Cities Service Oil Company, as Owner of the Steamship Cities Service Baltimore, Libellant-Appellant v. The Arundel Corporation

337 F.2d 842

CITIES SERVICE OIL COMPANY, as owner of the STEAMSHIP CITIES SERVICE BALTIMORE, Libellant-Appellant,
v.
The ARUNDEL CORPORATION, Respondent-Appellee.

No. 94.

Docket 28326.

United States Court of Appeals Second Circuit.

Argued October 1, 1964.

Decided November 2, 1964.

David C. Wood, New York City (Eli Ellis, Hill, Betts, Yamaoka, Freehill & Longcope, New York City, on the brief), for libellant-appellant.

John H. Hanrahan, New York City (Foley & Martin, New York City, on the brief), for respondent-appellee.

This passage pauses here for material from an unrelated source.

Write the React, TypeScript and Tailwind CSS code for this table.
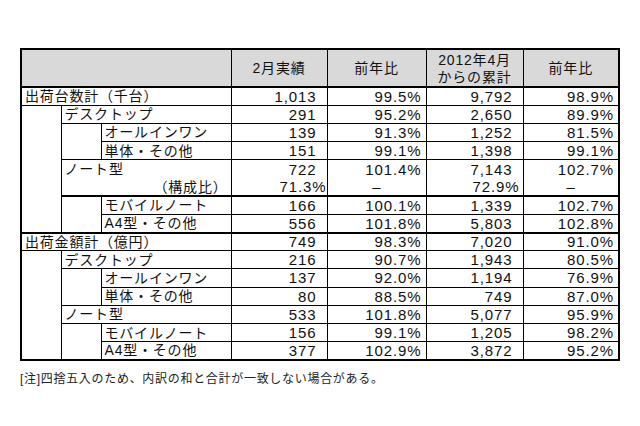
import React from 'react';

const font = "font-['Liberation_Sans','Noto_Sans_CJK_JP',sans-serif]";

// cell presets
const td = 'border border-black p-0 leading-none align-middle';
const num = `${td} text-right pr-[10px] text-[15px] tracking-[0.9px]`;
const pct = `${td} text-right pr-[4px] text-[15px] tracking-[0.9px]`;

const NumCells: React.FC<{ vals: string[]; extra?: string }> = ({ vals, extra = '' }) => (
  <>
    <td className={`${num} ${extra}`}>{vals[0]}</td>
    <td className={`${pct} ${extra}`}>{vals[1]}</td>
    <td className={`${num} ${extra}`}>{vals[2]}</td>
    <td className={`${pct} ${extra}`}>{vals[3]}</td>
  </>
);

export default function App() {
  const lbl = `${td} text-left pl-[3px] tracking-[0.8px]`;
  const rh = 'h-[18.2px]';

  return (
    <div className={`w-[640px] h-[426px] bg-white text-[#111] ${font}`}>
      <div className="pl-5 pt-[48px]">
        <table className="table-fixed border-collapse border-2 border-black w-[598px] text-[14px]">
          <colgroup>
            <col className="w-[40px]" />
            <col className="w-[40px]" />
            <col className="w-[130px]" />
            <col className="w-[96px]" />
            <col className="w-[99px]" />
            <col className="w-[97px]" />
            <col className="w-[96px]" />
          </colgroup>
          <thead>
            <tr className="h-[38px] bg-[#d9d9d9]">
              <th colSpan={3} className={`${td} border-b-2`}></th>
              <th className={`${td} border-b-2 font-normal text-center tracking-[0.8px]`}>2月実績</th>
              <th className={`${td} border-b-2 font-normal text-center tracking-[0.8px]`}>前年比</th>
              <th className={`${td} border-b-2 font-normal text-center tracking-[0.8px]`}>
                <div className="flex flex-col items-center gap-[3px]">
                  <span>2012年4月</span>
                  <span>からの累計</span>
                </div>
              </th>
              <th className={`${td} border-b-2 font-normal text-center tracking-[0.8px]`}>前年比</th>
            </tr>
          </thead>
          <tbody>
            {/* 出荷台数 */}
            <tr className={rh}>
              <td colSpan={3} className={lbl}>出荷台数計（千台）</td>
              <NumCells vals={['1,013', '99.5%', '9,792', '98.9%']} />
            </tr>
            <tr className={rh}>
              <td rowSpan={7} className={td}></td>
              <td colSpan={2} className={lbl}>デスクトップ</td>
              <NumCells vals={['291', '95.2%', '2,650', '89.9%']} />
            </tr>
            <tr className={rh}>
              <td rowSpan={2} className={td}></td>
              <td className={lbl}>オールインワン</td>
              <NumCells vals={['139', '91.3%', '1,252', '81.5%']} />
            </tr>
            <tr className={rh}>
              <td className={lbl}>単体・その他</td>
              <NumCells vals={['151', '99.1%', '1,398', '99.1%']} />
            </tr>
            <tr className={rh}>
              <td colSpan={2} className={`${lbl} border-b-0`}>ノート型</td>
              <NumCells vals={['722', '101.4%', '7,143', '102.7%']} extra="border-b-0" />
            </tr>
            <tr className={rh}>
              <td colSpan={2} className={`${td} border-t-0 border-b-2 text-right pr-[3px] tracking-[0.8px]`}>（構成比）</td>
              <td className={`${td} border-t-0 border-b-2 text-right pr-0 text-[15px] tracking-[0.9px]`}>71.3%</td>
              <td className={`${td} border-t-0 border-b-2 text-center text-[15px]`}>–</td>
              <td className={`${td} border-t-0 border-b-2 text-right pr-[3px] text-[15px] tracking-[0.9px]`}>72.9%</td>
              <td className={`${td} border-t-0 border-b-2 text-center text-[15px]`}>–</td>
            </tr>
            <tr className={rh}>
              <td rowSpan={2} className={td}></td>
              <td className={lbl}>モバイルノート</td>
              <NumCells vals={['166', '100.1%', '1,339', '102.7%']} />
            </tr>
            <tr className={rh}>
              <td className={lbl}>A4型・その他</td>
              <NumCells vals={['556', '101.8%', '5,803', '102.8%']} />
            </tr>

            {/* 出荷金額 */}
            <tr className={rh}>
              <td colSpan={3} className={`${lbl} border-t-2`}>出荷金額計（億円）</td>
              <NumCells vals={['749', '98.3%', '7,020', '91.0%']} extra="border-t-2" />
            </tr>
            <tr className={rh}>
              <td rowSpan={6} className={td}></td>
              <td colSpan={2} className={lbl}>デスクトップ</td>
              <NumCells vals={['216', '90.7%', '1,943', '80.5%']} />
            </tr>
            <tr className={rh}>
              <td rowSpan={2} className={td}></td>
              <td className={lbl}>オールインワン</td>
              <NumCells vals={['137', '92.0%', '1,194', '76.9%']} />
            </tr>
            <tr className={rh}>
              <td className={lbl}>単体・その他</td>
              <NumCells vals={['80', '88.5%', '749', '87.0%']} />
            </tr>
            <tr className={rh}>
              <td colSpan={2} className={lbl}>ノート型</td>
              <NumCells vals={['533', '101.8%', '5,077', '95.9%']} />
            </tr>
            <tr className={rh}>
              <td rowSpan={2} className={td}></td>
              <td className={lbl}>モバイルノート</td>
              <NumCells vals={['156', '99.1%', '1,205', '98.2%']} />
            </tr>
            <tr className={rh}>
              <td className={lbl}>A4型・その他</td>
              <NumCells vals={['377', '102.9%', '3,872', '95.2%']} />
            </tr>
          </tbody>
        </table>
        <p className="mt-[12px] text-[12px] leading-none tracking-[0.7px] text-[#222]">
          [注]四捨五入のため、内訳の和と合計が一致しない場合がある。
        </p>
      </div>
    </div>
  );
}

Before LUMBARD, Chief Judge, and FRIENDLY and MARSHALL, Circuit Judges.

PER CURIAM.

1

Cities Service Oil Company appeals from a judgment dismissing its libel against the Arundel Corporation. Libellant's supertanker, the Cities Service Baltimore, was in the Prall's Island Reach, en route from a Staten Island anchorage to the Cities Service dock at Linden, New Jersey, when it ran aground while attempting to pass Drill Boat No. 3, a non-selfpropelled dredge owned by respondent. Libellant brought this action in the United States District Court for the Southern District of New York for the resulting damages.

2

Cities Service Baltimore is an ocean-going tanker, 661 feet long and 91 feet wide; heavily laden on this voyage, she drew 32 feet, 4 inches forward and 32 feet, 3 inches aft. The Prall's Island Reach channel is 400 feet wide where the accident occurred, with a controlling depth — minimum depth of the channel at mean low water as found in government surveys — of twenty-nine and a half or thirty feet.

3

On December 2, 1957, Drill Boat No. 3 was engaged in deepening the channel under contract with the Corps of Engineers and was anchored near mid-channel. As Cities Service Baltimore approached the drill boat, the tanker sounded its whistle as required by the pilot rules. Though the rules also state that the dredge should reply by indicating the side on which the ship should pass, the drill boats did not respond either to the tanker's first signal or to its subsequent signals. However, Captain Herbert C. Hunter, the tanker's master, testified that drill boats rarely reply to such signals.

4

After consultation among the pilot and the tanker's officers, it was decided to pass to the east of the dredge, and the tanker went aground as it drew abreast of it. Libellant's theory is that there was a considerable risk of straying outside the channel unless the drill boat assisted by moving from the center of the channel and by giving proper signals, that these failures violated the drill boat's statutory duty, and that the grounding resulted from the violations. It is essential to this theory that the grounding be found to have occurred outside the channel; otherwise, the Cities Service Baltimore grounded simply because her draft was too great for the channel at the existing tide. Whether it did or not is a question of fact, which Judge Weinfeld resolved in favor of the respondent.

5

Evidence bearing on the question where the ship grounded was of two kinds: direct evidence as to the ship's location and evidence as to whether it was physically possible for a ship of the tanker's draft to go aground within the channel at the time that the grounding occurred, which was at high tide. There was conflicting evidence on both points, and resolution of the conflict depended on the relative weight given to various kinds of evidence, traditionally a matter for the trier of fact. Judge Weinfeld's finding was directly supported by the testimony of Captain Thomas J. Port, the pilot in charge of the vessel at the time of the grounding. He testified that he believed that the ship went aground within the channel and that the cause of the accident was a lower than predicted tide. On the record before us, we cannot say that Judge Weinfeld's finding was clearly erroneous.

6

Once it is decided that the tanker went aground within the channel, judgment for the respondent necessarily follows. All available information showed that the same controlling depth, whether it was twenty-nine and a half or thirty feet, prevailed for the full width of the channel. In other words, one course within the channel appeared to be as good as another, and the acts and omissions of the drill boat did not increase the tanker's chances of grounding within in the channel.

7

The judgment of the district court is affirmed.